With my shiny new level B.1.1 German vocabulary I have been able to negotiate the following, where English has not been an option:

• speaking with a veterinary assistant to describe Maggie's ailment and make an appointment;
• purchasing a used washing machine with a one-year warranty; including delivery and installation;
• getting Maggie and me registered with two different city departments;
• getting help with my internet surf stick (my building is not yet set up for DSL);
• haggling over the price of a mirror at the flea market (netted me 10 Euros off! I still think I overpaid);
• getting a haircut and maintaining a conversation with the operator;
• discussing cold remedies with the practitioner at the Apotheke and getting myself dosed;
• making purchases at Oktoberfest stalls;
• getting a customer card for my grocery store;
• talking to people at the dog park.

I don't mean to imply that I am in any way fluent.

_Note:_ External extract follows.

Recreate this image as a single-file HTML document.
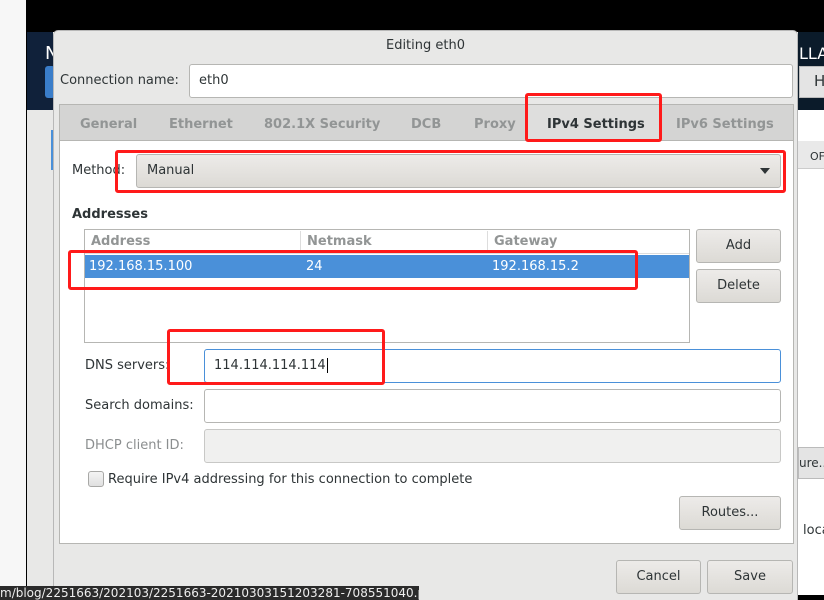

I stumble and stutter, mispronounce, misuse, misunderstand, and generally abuse this new tool of mine. I suffer especially from the frustration of having enough language to do these basic things, but not enough to make real conversation or understand everything I read. A friend of mine from class said it best when he said, "I'll be glad when I can make a sentence that doesn't just use nouns," and although we've moved beyond that Tarzan-speak by now, it still feels like I'm swinging gracelessly through the trees, whacking into things, and thumping my chest to make myself understood. It's great fun.

Sunday, October 18, 2009

Church Bells

It is Sunday morning, my eighth weekend here. There are several churches nearby and their bells are ringing, as they do several times a day, every day. I am no longer a churchgoer but I love the sound of these bells; not musical - too much iron for that, but confident and comforting somehow, and infinitely more satisfying than the electric carillon that spews Protestant hymns from a certain church at home, which I find maudlin and intrusive. The bells here give me the same sensation I get when the furnace kicks on - it feels like someone is home and taking care of things. They also remind me of my favorite Christmas record ever, one that must be almost as old as I am, an album my mother had, called "Christmas in Europe," and which was one of the few old family LPs we saved after she died. It begins and ends with a peal of bells, ostensibly from a picturesque European church akin to these. Pavlov would love my elevated heart rate and daily anticipation of opening presents.

It is unlikely that I will attend church again in response to the (Heaven help me) appealing beckoning of the bells. In addition to my antipathy towards religion in general (a diatribe just waiting to happen) I admit to a certain cultural prejudice against German churchgoing in particular, instilled in me no doubt by my early and frequent exposure to this line from "The Mikado", whose eponymous personage makes a fanciful use of the institution as a sublime punishment:

All prosy dull society sinners who chatter and bleat and bore
Are sent to hear sermons by mystical Germans who preach from ten till four.


What I set out to write about, however, is not church at all, but the sense of community for which I continually search and am sometimes successful in finding. The church bells remind me of my yearning to belong. If I were a Christian, finding a church community here would be the first thing I would do. There's one almost literally in my back yard, so it wouldn't be hard. But Christian I am not, so I resist the bells and their invitation, and will seek community elsewhere.

I have had some great experiences feeling part of a community. I have encountered it in workplaces, neighborhoods, volunteer organizations, boards and committees, and in groups as varied as concert band and my Goethe Institute German class. The German class is now coming to a close - just two days left! - and with it my sense of daily connection with a place and the only group of people I have come to know so far in Berlin.

I will find other groups to ramble around in. Perhaps a painting class or a less intensive language course, a women's group or even a music ensemble. I could try dog obedience, or a book group. An exercise class or a lecture series. But none of these will have bells to tell me where to go. Churches at least let you know they are there.